E.g., Frederick v. United States, 386 F.2d 481, 488 (5th Cir. 1967); 6 Wright & Miller, Federal Practice and Procedure: Civil § 1427, pp. 140-141 (1971).

The parties' real dispute centers on whether defendants' tort counterclaims qualify as responsive counterclaims for recoupment or separate claims which may be brought only in conformance with the FTCA. Defendants argue the former, and the FDIC takes the latter position. The parties agree that Frederick v. United States lays out the requirements for a claim for recoupment: the claim must (1) arise from the same transaction or occurrence as the government's suit, (2) seek relief of the same kind or nature, and (3) seek an amount not in excess of the government's claim.

It is unnecessary to analyze all three elements because defendants' tort claims clearly fail to satisfy the second requirement, that of seeking relief of the same kind or nature as that sought by the government. The FDIC has sued defendants in contract, seeking to collect on obligations executed or guaranteed by defendants. Defendants counterclaim in tort. Shinnick asserts that the legal basis for his claims is irrelevant, so long as he, like the government, seeks money damages. The cases on which he relies cannot, however, be said to support such a theory.[3] Shinnick's argument that the requirement that the claims and counterclaims seek relief of the same kind or nature is satisfied *986 when only money damages are sought would make that requirement meaningless. Defendants have not cited, and the court is not aware of, an asserted counterclaim for recoupment which did not involve money damages. Accordingly, the court finds that defendants' counterclaims in tort are not claims for recoupment, but independent separate claims. The FDIC has not waived is sovereign immunity concerning these tort claims and the FDIC is therefore entitled to have them dismissed for lack of subject matter jurisdiction.[4]

 
Contract Claims

Defendants' counterclaims in contract raise entirely different issues. The United States does not assert that it is immune from these counterclaims, but argues that it never entered into a contract with Shinnick and that even if it had entered into an oral contract, that contract would be barred by the Statute of Frauds. Shinnick argues in response that the parties did enter into a contract and that he anticipates that discovery will disclose written evidence of this agreement. Moreover, Shinnick argues, the agreement is outside the Statute of Frauds on either of two theories. First, the agreement could have been performed in less than one year. Minn.Stat. § 513.01. Second, Shinnick partially performed the agreement and "the relationship of the parties, as shown by their acts rather than by the alleged contract, cannot be reasonably explained except by reference to some contract between them." Burke v. Fine, 51 N.W.2d 818, 820 (1952). The court finds that the parties arguments turn on factual questions which may well be clarified during discovery. Accordingly, dismissal under 12(b) (6) would be inappropriate and summary judgment premature.

 
ORDER

Accordingly, based upon the above and all the files, records, and proceedings herein,

IT IS HEREBY ORDERED that

1. Plaintiff's motion to dismiss defendants' counterclaims is granted insofar as it seeks dismissal of counterclaims sounding in tort and denied insofar as it seeks dismissal of counterclaims sounding in contract.

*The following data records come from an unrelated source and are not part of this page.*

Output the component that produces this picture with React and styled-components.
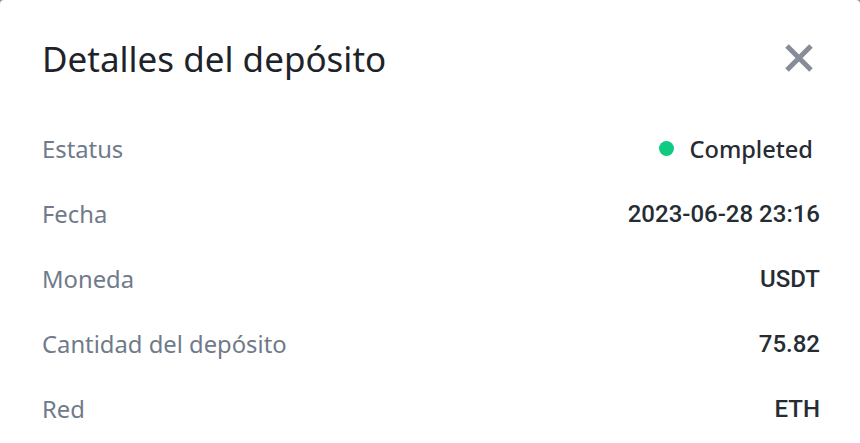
import React from 'react';
import styled, { createGlobalStyle } from 'styled-components';

const GlobalStyle = createGlobalStyle`
  html, body {
    margin: 0;
    padding: 0;
    background: #8b8b8b;
  }
  body {
    font-family: "Noto Sans", "Liberation Sans", sans-serif;
  }
`;

const Modal = styled.div`
  box-sizing: border-box;
  width: 860px;
  height: 443px;
  background: #ffffff;
  border-radius: 4px 4px 0 0;
  padding: 0 40px 0 42px;
  overflow: hidden;
`;

const Header = styled.div`
  display: flex;
  align-items: center;
  justify-content: space-between;
  height: 116px;
`;

const Title = styled.h2`
  margin: 0;
  font-size: 35px;
  font-weight: 400;
  color: #1e2329;
`;

const CloseButton = styled.button`
  display: flex;
  align-items: center;
  justify-content: center;
  width: 40px;
  height: 40px;
  margin-right: 1px;
  padding: 0;
  border: none;
  background: none;
  cursor: pointer;
`;

const Rows = styled.div`
  display: flex;
  flex-direction: column;
`;

const Row = styled.div`
  display: flex;
  align-items: center;
  justify-content: space-between;
  height: 65px;
`;

const Label = styled.span`
  font-size: 23.8px;
  color: #707a8a;
`;

const Value = styled.span`
  display: flex;
  align-items: center;
  gap: 16px;
  font-family: ${props => (props.status ? '"Noto Sans", sans-serif' : 'Roboto, "Liberation Sans", sans-serif')};
  font-size: ${props => (props.status ? '23.6px' : '24px')};
  font-weight: 500;
  color: #262c33;
  margin-right: ${props => (props.status ? '7px' : '0')};
`;

const Dot = styled.span`
  width: 15px;
  height: 15px;
  border-radius: 50%;
  background: #0ecb81;
`;

const rows = [
  { label: 'Estatus', value: 'Completed', status: true },
  { label: 'Fecha', value: '2023-06-28 23:16' },
  { label: 'Moneda', value: 'USDT' },
  { label: 'Cantidad del depósito', value: '75.82' },
  { label: 'Red', value: 'ETH' },
];

export default function App() {
  return (
    <>
      <GlobalStyle />
      <Modal>
        <Header>
          <Title>Detalles del depósito</Title>
          <CloseButton aria-label="Cerrar">
            <svg width="30" height="30" viewBox="0 0 30 30">
              <path d="M3 3 L27 27 M27 3 L3 27" stroke="#868d98" strokeWidth="5" />
            </svg>
          </CloseButton>
        </Header>
        <Rows>
          {rows.map(row => (
            <Row key={row.label}>
              <Label>{row.label}</Label>
              <Value status={row.status}>
                {row.status ? <Dot /> : null}
                {row.value}
              </Value>
            </Row>
          ))}
        </Rows>
      </Modal>
    </>
  );
}
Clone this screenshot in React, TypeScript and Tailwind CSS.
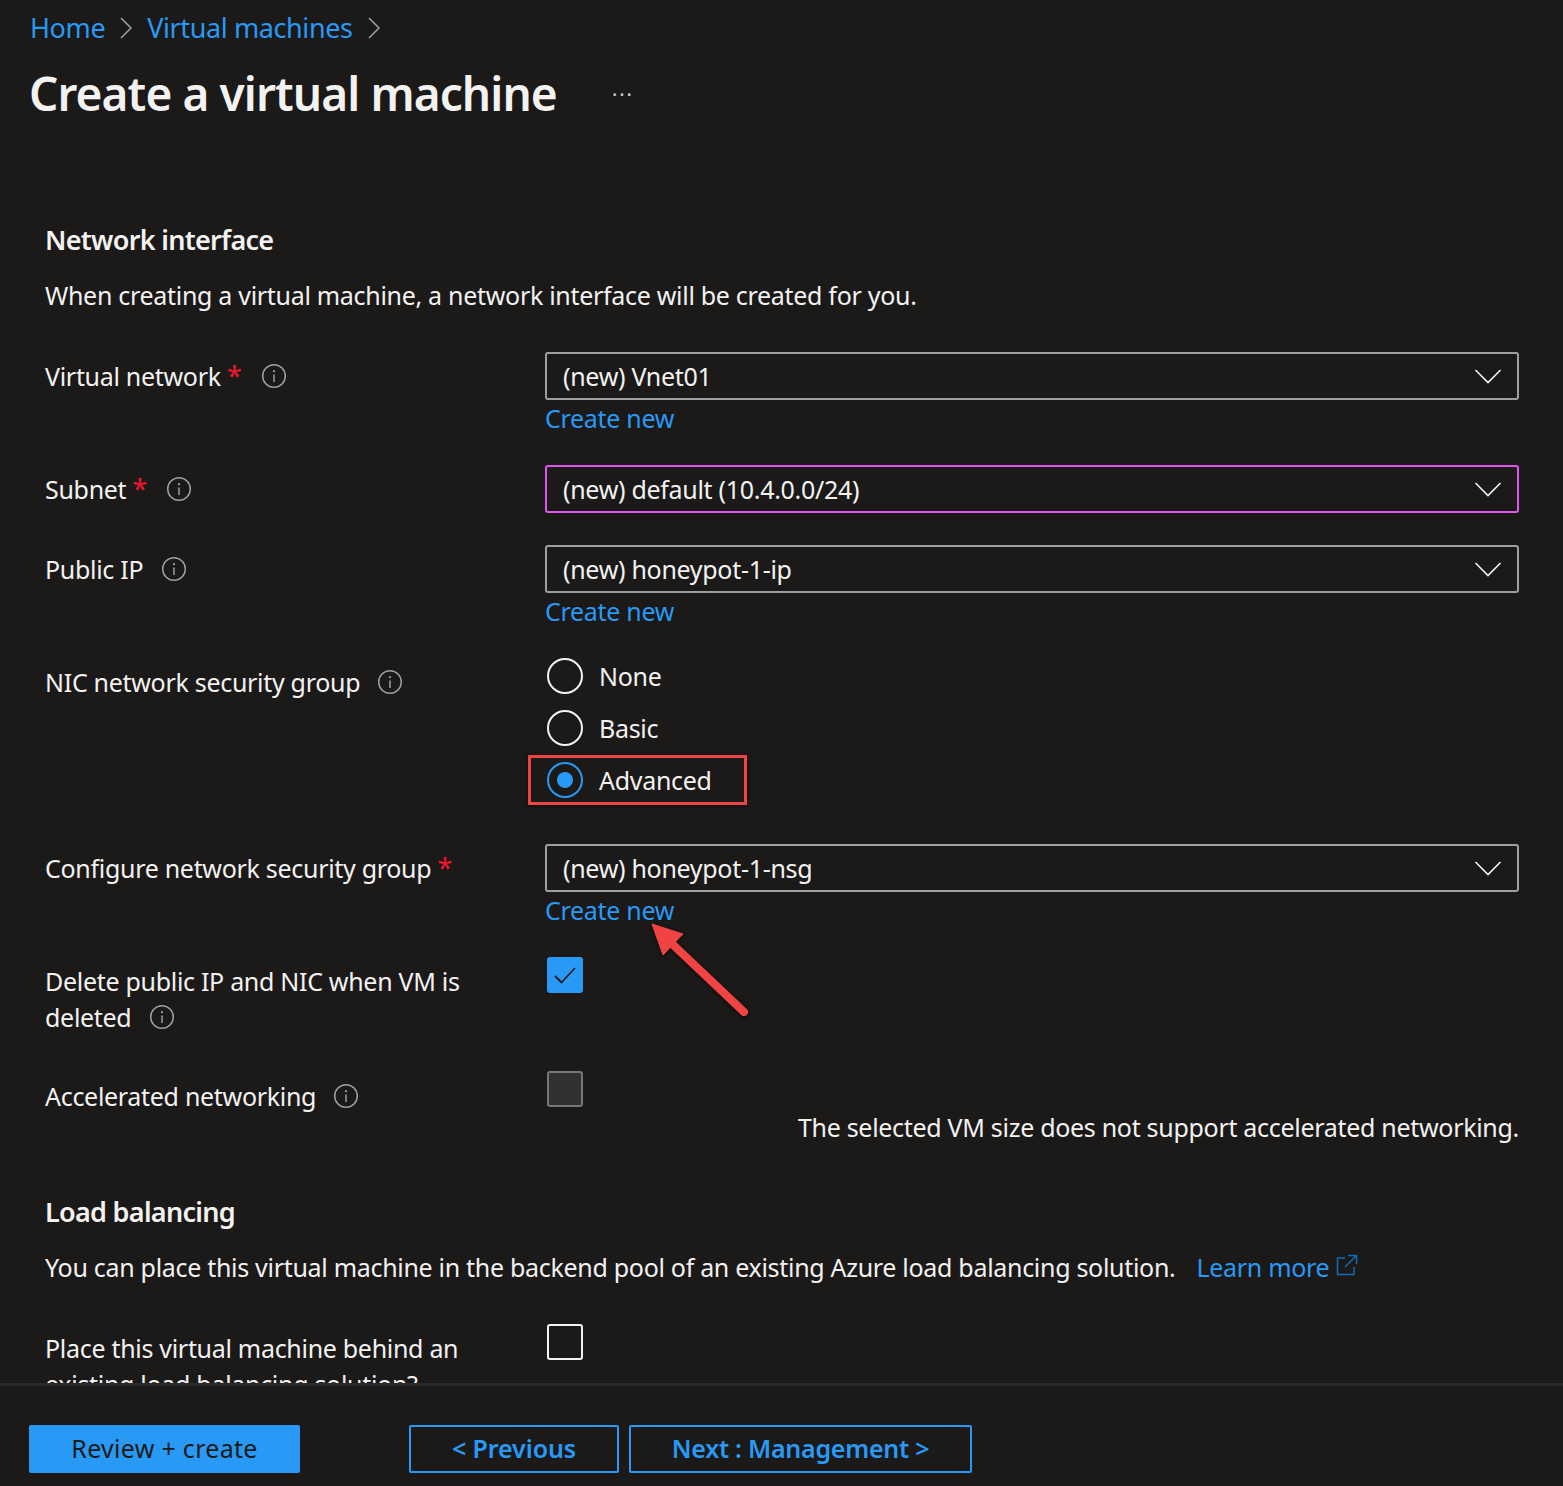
import { ReactNode } from 'react';

const Info = () => (
  <svg width="26" height="26" viewBox="0 0 26 26" fill="none" className="shrink-0">
    <circle cx="13" cy="13" r="11.3" stroke="#a19f9d" strokeWidth="1.5" />
    <circle cx="13" cy="8.2" r="1.1" fill="#a19f9d" />
    <path d="M13 11.5v7.5" stroke="#a19f9d" strokeWidth="1.5" />
  </svg>
);

const Chevron = () => (
  <svg width="28" height="16" viewBox="0 0 28 16" fill="none" className="shrink-0">
    <path d="M1.5 2l12.5 12.5L26.5 2" stroke="#f3f2f1" strokeWidth="1.6" />
  </svg>
);

const Crumb = () => (
  <svg width="14" height="24" viewBox="0 0 14 24" fill="none" className="shrink-0">
    <path d="M2 2l10 10L2 22" stroke="#a19f9d" strokeWidth="1.5" />
  </svg>
);

const Star = () => <span className="text-[#f5162e] text-[27px] leading-none">*</span>;

const Select = ({ value, focused }: { value: string; focused?: boolean }) => (
  <div
    className={`h-12 flex items-center justify-between pl-[16px] pr-[15px] rounded-[3px] border-2 ${
      focused ? 'border-[#e054ee]' : 'border-[#a19f9d]'
    }`}
  >
    <span className="pt-[2px]">{value}</span>
    <Chevron />
  </div>
);

const CreateNew = () => <div className="h-[38px] leading-[36px] text-[#2899f5]">Create new</div>;

const Row = ({ label, right, className = '' }: { label: ReactNode; right: ReactNode; className?: string }) => (
  <div className={`grid grid-cols-[500px_974px] ${className}`}>
    <div className="leading-9">{label}</div>
    <div>{right}</div>
  </div>
);

const Radio = ({ label, checked }: { label: string; checked?: boolean }) => (
  <div className="h-[52px] flex items-center gap-[16px] pl-[2px]">
    <span
      className={`w-9 h-9 rounded-full border-2 flex items-center justify-center ${
        checked ? 'border-[#2899f5]' : 'border-[#f3f2f1]'
      }`}
    >
      {checked && <span className="w-4 h-4 rounded-full bg-[#2899f5]" />}
    </span>
    <span className="pt-[2px]">{label}</span>
  </div>
);

function App() {
  return (
    <div className="h-screen w-full overflow-hidden flex flex-col bg-[#1b1a19] text-[#f3f2f1] text-[25px] font-['Noto_Sans',sans-serif] tracking-[-0.3px]">
      <div className="pl-[30px] pt-[10px] h-[36px] flex items-center gap-[14px] mt-[5px] mb-[5px] text-[27px] tracking-[-0.4px] text-[#2899f5]">
        <span>Home</span>
        <Crumb />
        <span>Virtual machines</span>
        <Crumb />
      </div>
      <div className="pl-[29px] mt-[14px] flex items-center gap-[55px] h-[66px]">
        <h1 className="text-[46px] font-semibold tracking-[-0.9px]">Create a virtual machine</h1>
        <span className="text-[#d2d0ce] text-[20px] tracking-[2px] pb-[8px]">...</span>
      </div>

      <div className="relative flex-1 min-h-0 overflow-hidden pl-[45px] pt-[96px] border-b-[3px] border-[#2b2a29]">
        <h2 className="text-[27px] font-semibold leading-9 tracking-[-0.7px]">Network interface</h2>
        <p className="mt-[19px] leading-9">When creating a virtual machine, a network interface will be created for you.</p>

        <Row
          className="mt-[39px]"
          label={
            <div className="flex items-center h-12 gap-[19px]">
              <span>Virtual network <Star /></span>
              <Info />
            </div>
          }
          right={
            <>
              <Select value="(new) Vnet01" />
              <CreateNew />
            </>
          }
        />
        <Row
          className="mt-[27px]"
          label={
            <div className="flex items-center h-12 gap-[19px]">
              <span>Subnet <Star /></span>
              <Info />
            </div>
          }
          right={<Select value="(new) default (10.4.0.0/24)" focused />}
        />
        <Row
          className="mt-[32px]"
          label={
            <div className="flex items-center h-12 gap-[18px]">
              <span>Public IP</span>
              <Info />
            </div>
          }
          right={
            <>
              <Select value="(new) honeypot-1-ip" />
              <CreateNew />
            </>
          }
        />
        <Row
          className="mt-[27px]"
          label={
            <div className="flex items-center h-12 gap-[17px]">
              <span>NIC network security group</span>
              <Info />
            </div>
          }
          right={
            <div className="-mt-[8px]">
              <Radio label="None" />
              <Radio label="Basic" />
              <div className="relative">
                <Radio label="Advanced" checked />
                <div className="absolute left-[-17px] top-[1px] w-[219px] h-[50px] border-[3px] border-[#f04444] shadow-[0_1px_4px_rgba(0,0,0,0.6)]" />
              </div>
            </div>
          }
        />
        <Row
          className="mt-[38px]"
          label={
            <div className="flex items-center h-12">
              <span>Configure network security group <Star /></span>
            </div>
          }
          right={
            <>
              <Select value="(new) honeypot-1-nsg" />
              <CreateNew />
            </>
          }
        />
        <Row
          className="mt-[27px]"
          label={
            <div className="pt-[6px] w-[440px]">
              Delete public IP and NIC when VM is
              <div className="flex items-center gap-[18px]">
                <span>deleted</span>
                <Info />
              </div>
            </div>
          }
          right={
            <div className="pl-[2px]">
              <span className="w-9 h-9 rounded-[3px] bg-[#2899f5] flex items-center justify-center">
                <svg width="24" height="20" viewBox="0 0 24 20" fill="none">
                  <path d="M2 11l6.5 6.5L22 3" stroke="#1b1a19" strokeWidth="1.8" />
                </svg>
              </span>
            </div>
          }
        />
        <Row
          className="mt-[36px]"
          label={
            <div className="flex items-center h-12 gap-[17px] pt-[1px]">
              <span>Accelerated networking</span>
              <Info />
            </div>
          }
          right={
            <div className="pl-[2px]">
              <span className="block w-9 h-9 rounded-[3px] border-2 border-[#797775] bg-[#323130]" />
              <p className="text-right leading-9 mt-[2px]">The selected VM size does not support accelerated networking.</p>
            </div>
          }
        />
        <h2 className="text-[27px] font-semibold leading-9 mt-[49px] tracking-[-0.7px]">Load balancing</h2>
        <p className="mt-[19px] leading-9 flex items-center">
          <span>You can place this virtual machine in the backend pool of an existing Azure load balancing solution.</span>
          <span className="ml-[21px] text-[#2899f5]">Learn more</span>
          <svg width="22" height="22" viewBox="0 0 22 22" fill="none" className="ml-[7px] mb-[4px]">
            <path d="M9 4H1.5v16.5H18V13M12 1.5h8.5V10M20.5 1.5L9 13" stroke="#0f6cbd" strokeWidth="1.5" />
          </svg>
        </p>
        <Row
          className="mt-[39px]"
          label={<div className="pt-[6px] w-[440px]">Place this virtual machine behind an existing load balancing solution?</div>}
          right={
            <div className="pl-[2px]">
              <span className="block w-9 h-9 rounded-[3px] border-2 border-[#f3f2f1]" />
            </div>
          }
        />
        <svg width="110" height="110" viewBox="0 0 110 110" fill="none" className="absolute left-[644px] top-[793px] drop-shadow-[0_1px_2px_rgba(0,0,0,0.7)]">
          <path d="M8 5l31 10-20 21z" fill="#f04444" stroke="#f04444" strokeWidth="1" strokeLinejoin="round" />
          <path d="M24 21l76 72" stroke="#f04444" strokeWidth="8" strokeLinecap="round" />
        </svg>
      </div>

      <div className="h-[100px] shrink-0 flex items-start pl-[29px] pt-[39px]">
        <button className="w-[271px] h-12 rounded-[2px] bg-[#2899f5] text-[#1b1a19] tracking-[0.3px]">Review + create</button>
        <button className="ml-[109px] w-[210px] h-12 rounded-[2px] border-2 border-[#2899f5] text-[#2899f5] font-semibold tracking-[-0.1px]">
          &lt; Previous
        </button>
        <button className="ml-[10px] w-[343px] h-12 rounded-[2px] border-2 border-[#2899f5] text-[#2899f5] font-semibold tracking-[-0.25px]">
          Next : Management &gt;
        </button>
      </div>
    </div>
  );
}

export default App;
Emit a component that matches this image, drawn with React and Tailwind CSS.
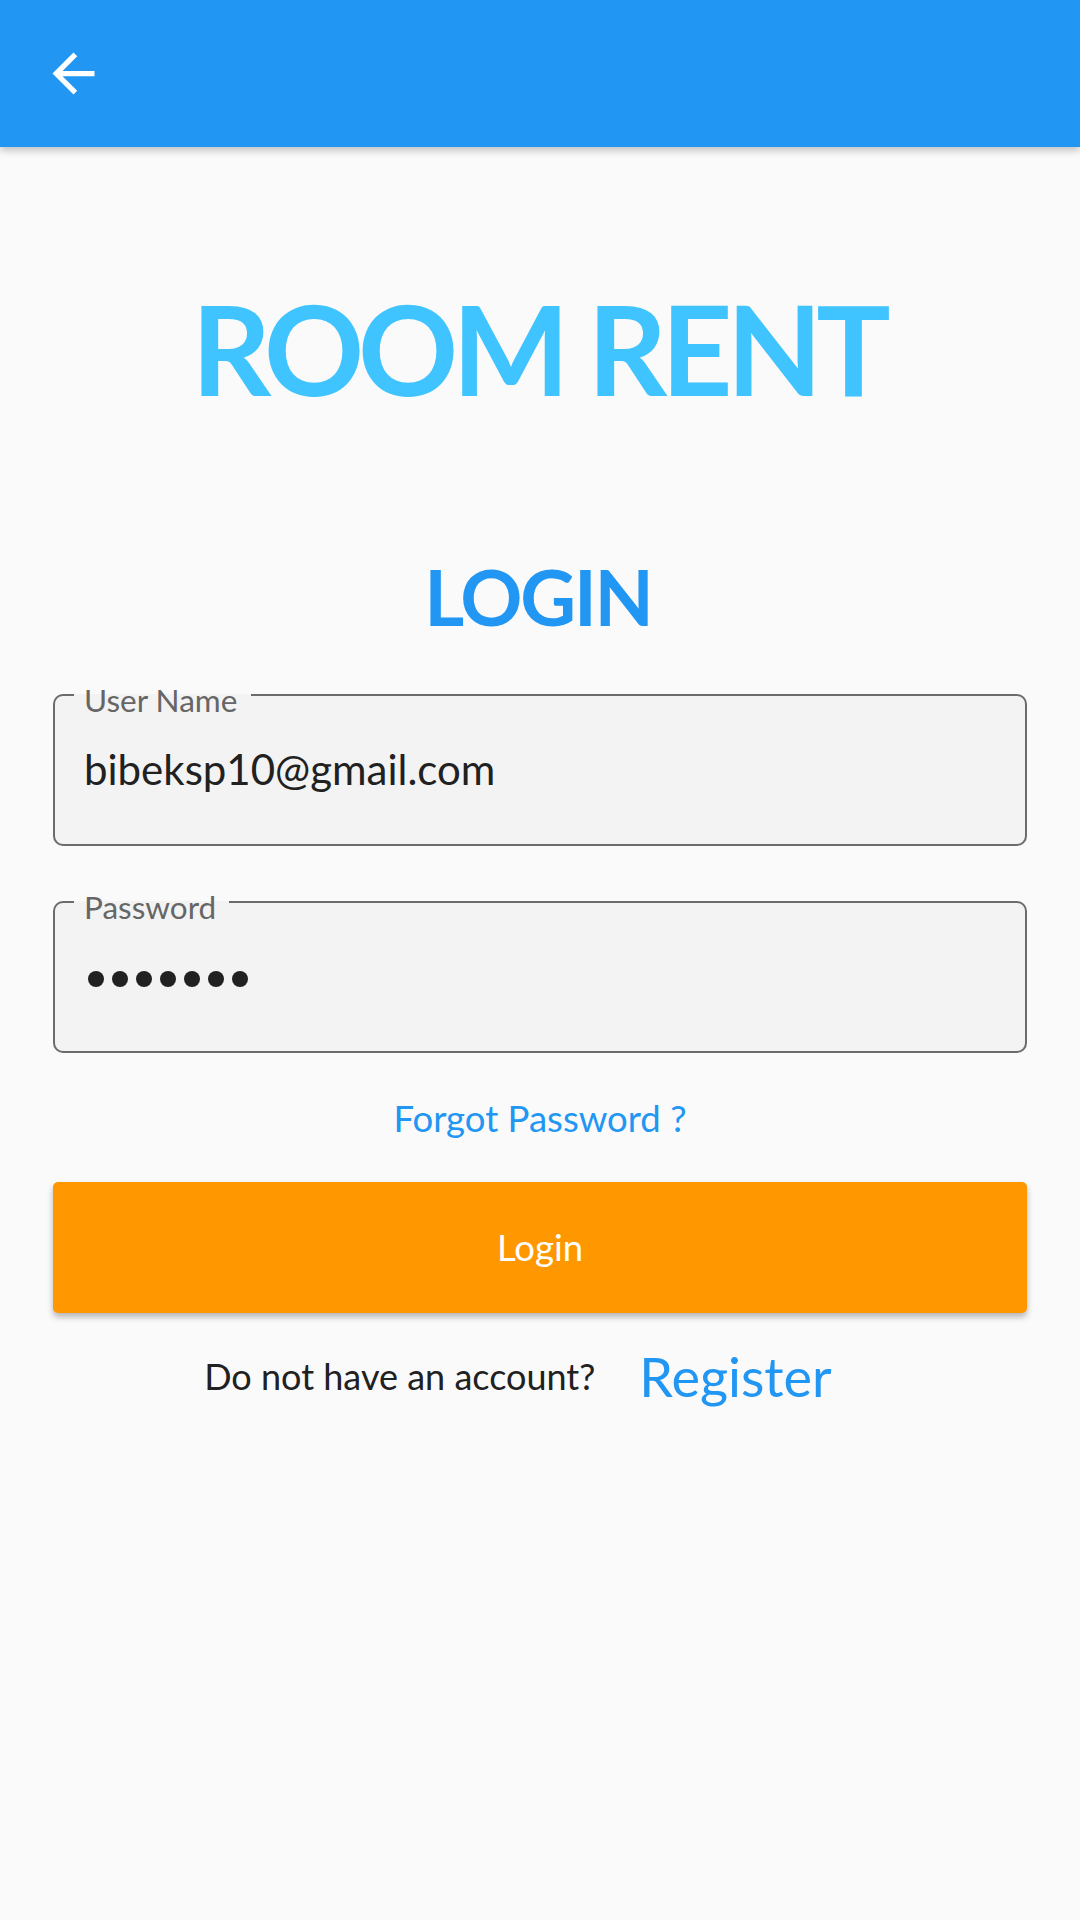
export default function App() {
  return (
    <div className="min-h-[1920px] w-[1080px] bg-[#fafafa] font-['Lato','Liberation_Sans',sans-serif]">
      <header className="flex h-[147px] items-center bg-[#2196f3] pl-[42px] shadow-[0_3px_8px_rgba(0,0,0,0.25)]">
        <svg viewBox="0 0 24 24" className="h-[63px] w-[63px] fill-white">
          <path d="M20 11H7.83l5.59-5.59L12 4l-8 8 8 8 1.41-1.41L7.83 13H20v-2z" />
        </svg>
      </header>

      <main className="flex flex-col px-[53px]">
        <h1 className="mt-[139px] pr-[4px] text-center text-[124px] font-bold leading-none tracking-[-6px] text-[#40c4ff]">
          ROOM RENT
        </h1>
        <h2 className="mt-[148px] pr-[4px] text-center text-[77px] font-bold leading-none tracking-[-2.2px] text-[#2196f3]">
          LOGIN
        </h2>

        <Field label="User Name" labelWidth="w-[177px]" className="mt-[59px]">
          <div className="pl-[29px] pt-[52px] text-[42px] leading-none text-[#212121]">bibeksp10@gmail.com</div>
        </Field>

        <Field label="Password" labelWidth="w-[155px]" className="mt-[55px]">
          <div className="flex gap-[8px] pl-[33px] pt-[68px]">
            {[0, 1, 2, 3, 4, 5, 6].map((i) => (
              <span key={i} className="h-[16px] w-[16px] rounded-full bg-[#212121]" />
            ))}
          </div>
        </Field>

        <p className="mt-[47px] text-center text-[36.5px] leading-none text-[#2196f3]">Forgot Password ?</p>

        <button className="mt-[45px] flex h-[131px] items-center justify-center rounded-[5px] bg-[#ff9800] text-[36.5px] text-white shadow-[0_4px_6px_rgba(0,0,0,0.28)]">
          Login
        </button>

        <div className="mt-[32px] flex items-center justify-center gap-[44px] pr-[44px] leading-[1.2]">
          <span className="text-[36px] text-[#212121]">Do not have an account?</span>
          <span className="text-[54px] text-[#2196f3]">Register</span>
        </div>
      </main>
    </div>
  );
}

function Field({ label, labelWidth, className, children }) {
  return (
    <div className={`relative h-[152px] rounded-[10px] border-2 border-[#6b6b6b] bg-[#f3f3f3] ${className}`}>
      <span className={`absolute -top-[2px] left-[19px] h-[2px] bg-[#f3f3f3] ${labelWidth}`} />
      <span className="absolute -top-[11px] left-[29px] text-[31.5px] leading-none text-[#666666]">{label}</span>
      {children}
    </div>
  );
}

2. The following counterclaims are dismissed for lack of subject matter jurisdiction:

 
a. Defendant Lawrence E. Shinnick's counterclaims for fraudulent misrepresentation and tortious interference with contract in FDIC v. Shinnick, Civ. No. 4-85-684, and FDIC v. Micro Information Publishing, Inc., Civil No. 4-85-685.
 
b. The counterclaims of defendant Software Strategies, Inc. for negligence and fraudulent misrepresentation and defendant Shinnick's counterclaims for fraudulent misrepresentation, tortious interference with contract, and negligence in FDIC v. Software Strategies, Inc., Civ. No. 4-85-686.
NOTES

[1] FDIC v. Van Diver, 4-85-683 is not at issue in the motion now before the court.

[2] Defendant SSI did not submit any response to the plaintiff's motion to dismiss counterclaims until the day of the hearing. SSI's brief responsive memo might be read to suggest that it had asserted a valid counterclaim pursuant to the FTCA. Such an argument would be erroneous; it is clear that the FTCA claims may be brought only against the United States and not against its agencies. 28 U.S.C. § 2679(a); Peak v. Small Business Administration, 660 F.2d 375 (8th Cir. 1981); Safeway Portland Employees' Federal Credit Union v. FDIC, 506 F.2d 1213 (9th Cir. 1974). SSI could not cure its claim under the FTCA by naming the United States as counter-defendant; the FDIC, not the United States, is the plaintiff in this lawsuit. Even assuming that SSI named the United States as a third-party defendant, its claim would fail under the Federal Torts Claims Act. See, e.g., Northridge Bank v. Community Eye Care Center, Inc., 655 F.2d 832, 836 (7th Cir.1981) (defendant cannot assert separate claims against third-party even though it arises out of same general set of facts; there must be attempt to pass on liability asserted against the defendant).

[3] In FSLIC v. Williams, 599 F. Supp. 1184 (D.Md. 1984), the court permitted defendants to proceed with certain tort counterclaims against the FSLIC, but the FSLIC's original action against those defendants was in tort. Complaint of American Export Lines, 568 F. Supp. 956 (S.D.N. Y.1983) involved even more similar claims: both parties brought contract actions for damages resulting from cargo lost in a collision of ships; the court refused to dismiss tort counterclaims on a theory at issue there, that the claims were valid under the Suits in Admiralty Act.

[4] The court need not reach the FDIC's other arguments for dismissal of the tort counterclaims because it finds this issue dispositive.